Araştırmacı – Yazar Aybala Yentürk’ün “Doğada otları nasıl tanıyabiliriz” sorusunu cevaplayan Şaduman Karaca, “Uzmanlık alanım tıbbi amaçlı kullandığımız bitkileri tanıtmaya yönelik. Burada var olan zenginlik bize ciddi bir şekilde mesaj veriyor. Bu bitkinin varlığı ve bunu tanıyalım, korumak istersek hangi değerleri korumamız gerektiğini bilelim, eğer onu yetiştirmek ve sağlık için kullanmak istersek nerede yetiştireceğimizi öğrenelim. Benim alanım bu sorulara verilen cevaplar ile ilgili. Yaptığımız her çalışmada ipuçları arıyoruz. Çünkü doğada büyük bir zenginlik yatıyor. Bitkilerin sosyalizasyonu, varoluş modelleri, motifleri ve şekilleri biz insanların yaşam şekillerine tarih boyunca örnek olmuş” diye konuştu.
“BİTKİ SAYILARI HER YIL AZALIYOR”
Doğada kendiliğinden yetişen otlar hakkında bilgi veren Şaduman Karaca şunları kaydetti: “Doğadaki bitkilerin her evresini gözlemlemek gerekiyor. Bitkilerle empati yapmak gerekiyor yoksa onları metalaştırıyoruz ve tüketmeye yönelik bir niyet ortaya koyuyoruz ve bu benim içime sinmiyor. Doğadan toplanan yenilebilir otlar, bir kültür bitkisine göre araştırmalara göre en az 5 kat besin değerine sahipmiş. Riskleri minimalize etmek gerekiyor. Şevketi bostanı çok merak ediyorum, doğada şevketi bostanı sürekli topladığımızda devamı nasıl gelecek? Çünkü kökünü alıyoruz, bitkinin büyümesine izin vermiyoruz, eğer büyümesine izin vermezsek onun çiçek açmasına, tohum vermesine de izin vermemiş olacağız ve bu bitki zamanla o bölgede azalacak. Bildiğim kadarıyla şevketi bostan artık ekiliyor ama önceden doğada vardı. Bu tıbbi bitkiler içinde geçerli. Sarı kantaron, kırmızı kantaron gibi tıbbi bitkiler de çok nasıl olsa diye düşünülerek hala yığınsal şekilde toplanıyor. Biz fark etmiyoruz ama bu bitkilerin sayıları her yıl azalıyor. Köylerdeki insanlar bu durumun farkındalar, yaşamları boyunca bu bitkilerin nasıl çoğaldığını bildikleri için gelecek yıla da bırakmak üzere o hassasiyeti gösteriyorlar ama işin içine ekonomi girdiğinde kim ne kadar o özeni gösteriyor bilemiyoruz. Bitkiyi tanımak da çok önemli, karıştırılabilir ve zehirli bitki alınabilir, tüketilebilir ve zehirlenme yaşanabilir. O nedenle dikkatli olmak lazım” dedi.

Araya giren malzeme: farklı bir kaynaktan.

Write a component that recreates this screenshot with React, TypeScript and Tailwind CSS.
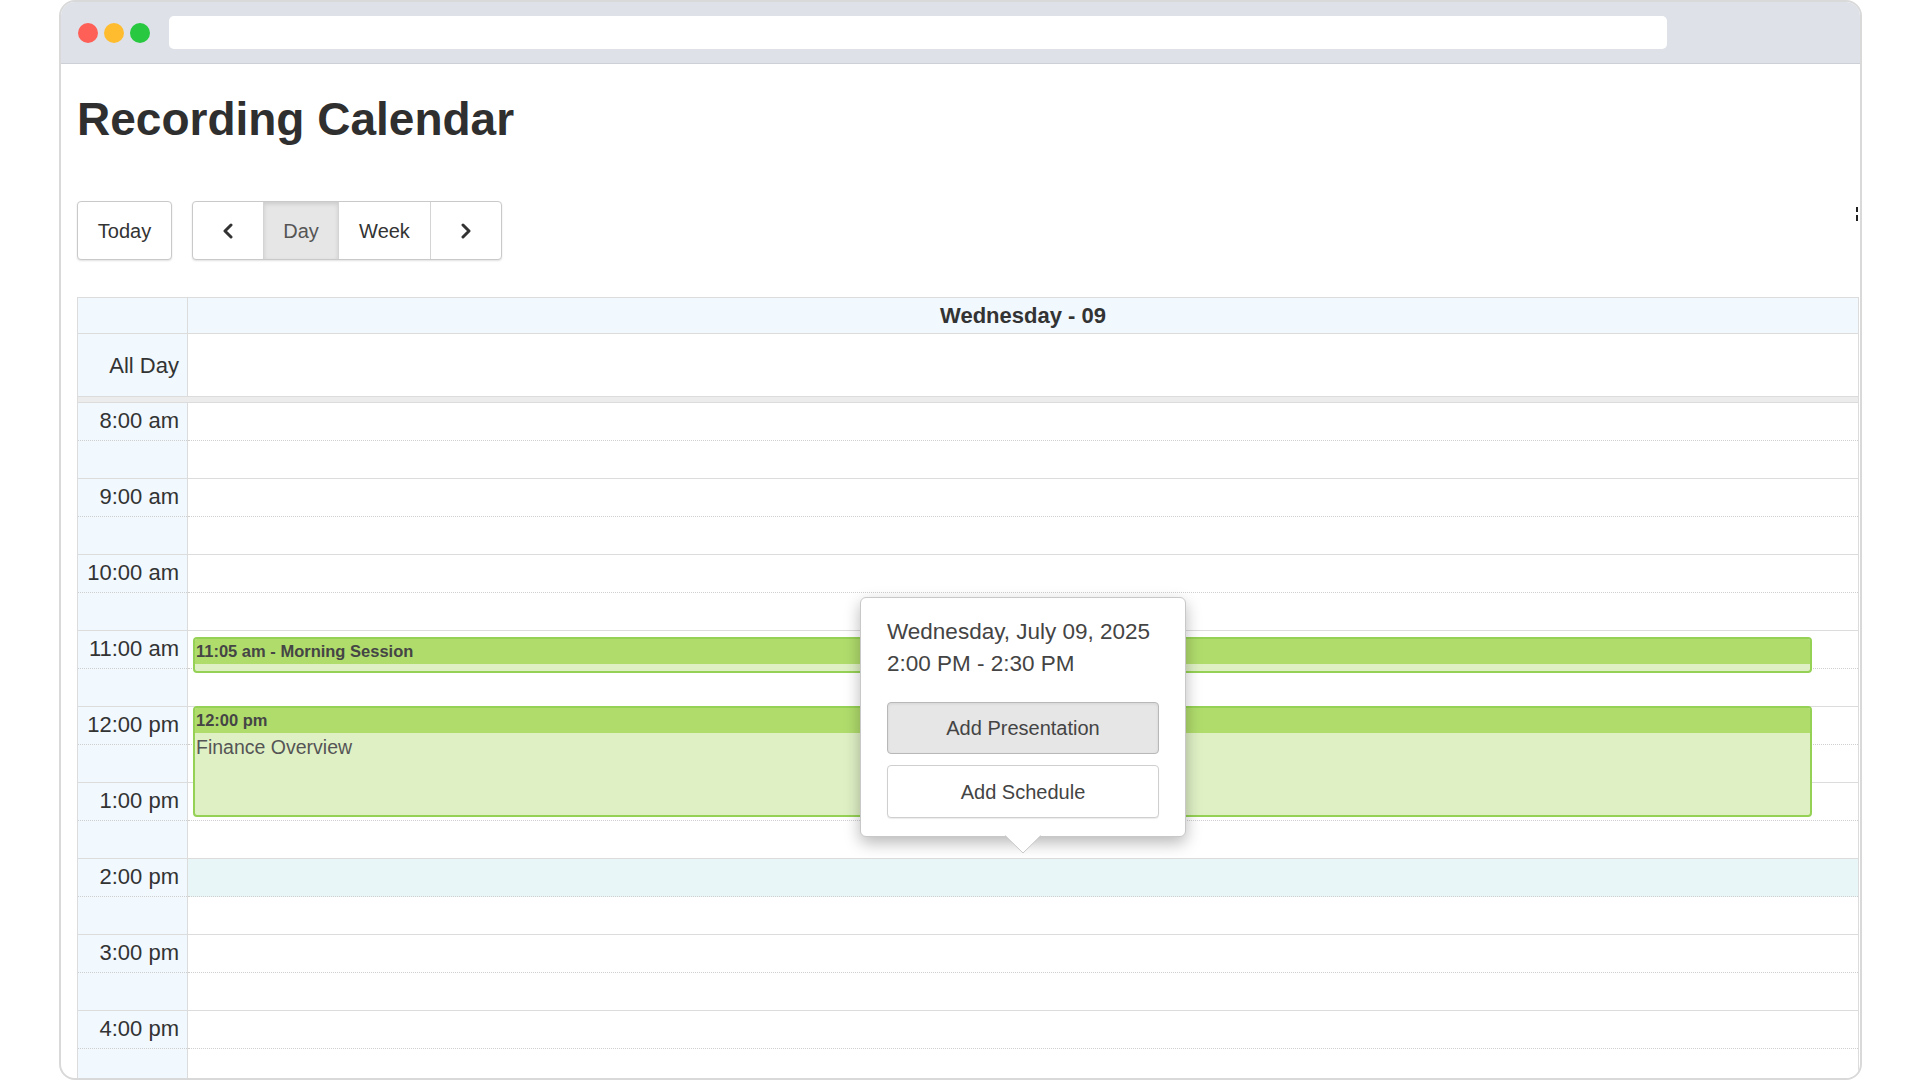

HEYECAN DOLU BİLGİ YARIŞMASI
Sinema ve tiyatro sanatçısı Yüksel Ünal’ın sunumuyla gerçekleştirilen ödüllü bilgi yarışması da festivale ayrı bir heyecan kattı. Yarışmanın ardında Şef Serkan Çakır’ın atölyesi gerçekleşti. Çakır atölyede ekşi kremalı turp otu ve Tire çamuru yatağında pancarlı ısırgan salatası yaptı. Şef Çakır’a Yaşar Üniversitesi Gastronomi ve Mutfak Sanatları bölümünden iki öğrenci eşlik etti. Çakır, ekşi kremalı turp otu ve Tire çamuru yatağında pancarlı ısırgan salatasını yaparken tarifini de konuklarla paylaştı. Geleneksel prensiplerle modern taktiklerin birleşerek görsel şölen yarattığı yemekleri konuklar tattı.